The main thing to know is that this paper builds a benchmark from actual paid design projects instead of synthetic prompts, and that dataset is the part worth paying attention to. They gathered 1.07k commercial tasks with real deliverables worth over $295k, plus 33k candidate images and annotations on whether clients would pay. That kind of grounded data is still uncommon in the field. The three scoring axes—baseline requirements, visual execution, and commercial necessity—give a reasonable way to think about what separates acceptable work from the rest, and training a model to predict payment on top of those labels is a straightforward extension. Releasing the data and code is also a plus for anyone who wants to build on it. The soft spot sits in the central claim. The 82% accuracy comes from a model trained directly on the same human annotations that define the three dimensions, so it largely measures how well the predictor reproduces the scoring protocol. The paper does not show separate evidence that those three axes capture everything driving real payment decisions; factors like brand fit, deadlines, or unstated client taste could still matter. Without details on train/test splits, baselines, or an external check, the number is hard to interpret as a true economic signal. This is for researchers focused on applied generative vision who want evaluation tied to commercial outcomes rather than academic metrics alone. Readers working on practical deployment would find the dataset useful even if the modeling section needs tightening. I would send it to peer review. The data collection effort stands on its own and deserves scrutiny, with revisions likely to strengthen the validation side.

Referee Report

2 major / 0 minor

Summary. The manuscript introduces ServImage, a benchmark for assessing image generation and editing models on real-world commercial viability. It consists of ServImageBench (a dataset of 1.07k paid design tasks, 2.05k deliverables worth >$295k, 33k candidate images, and 33k human annotations across portrait/product/digital content categories), ServImageScore (a system combining three dimensions: baseline requirements fulfilment, visual execution quality, and commercial necessity satisfaction), and ServImageModel (a payment prediction model trained on the annotations that reports 82.00% accuracy in predicting human payment decisions along with calibrated probabilities). The work positions the benchmark as a foundation for economically grounded evaluation beyond academic metrics.

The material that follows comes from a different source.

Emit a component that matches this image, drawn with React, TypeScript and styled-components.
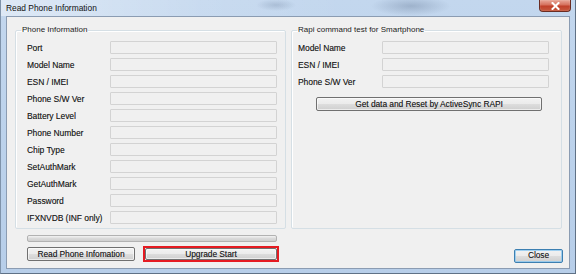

Significance. If the three dimensions can be shown to comprehensively and independently explain payment decisions, and if the model's accuracy holds under proper controls, ServImage would offer a valuable shift toward evaluating vision models on commercial utility rather than proxy metrics. The grounding in actual paid projects and the public GitHub release are concrete strengths that could enable reproducible follow-on work in applied computer vision.

major comments (2)

[Abstract] Abstract: The claim that the three dimensions 'characterize the factors that drive human payment decisions' is load-bearing for the benchmark's utility, yet the manuscript supplies no derivation process, external validation, or correlation analysis showing these dimensions are exhaustive or predictive of actual payments independent of the annotation protocol itself. Without such evidence, the 82% accuracy may measure fit to the defined labels rather than economic correlation.
[Abstract] Abstract: The ServImageModel's reported 82.00% accuracy and calibration lack any description of the train/test split on the 33k annotations, baseline comparisons, error bars, statistical tests, or the precise procedure for combining the three scoring dimensions into a payment probability. These details are required to evaluate whether the central performance claim is robust.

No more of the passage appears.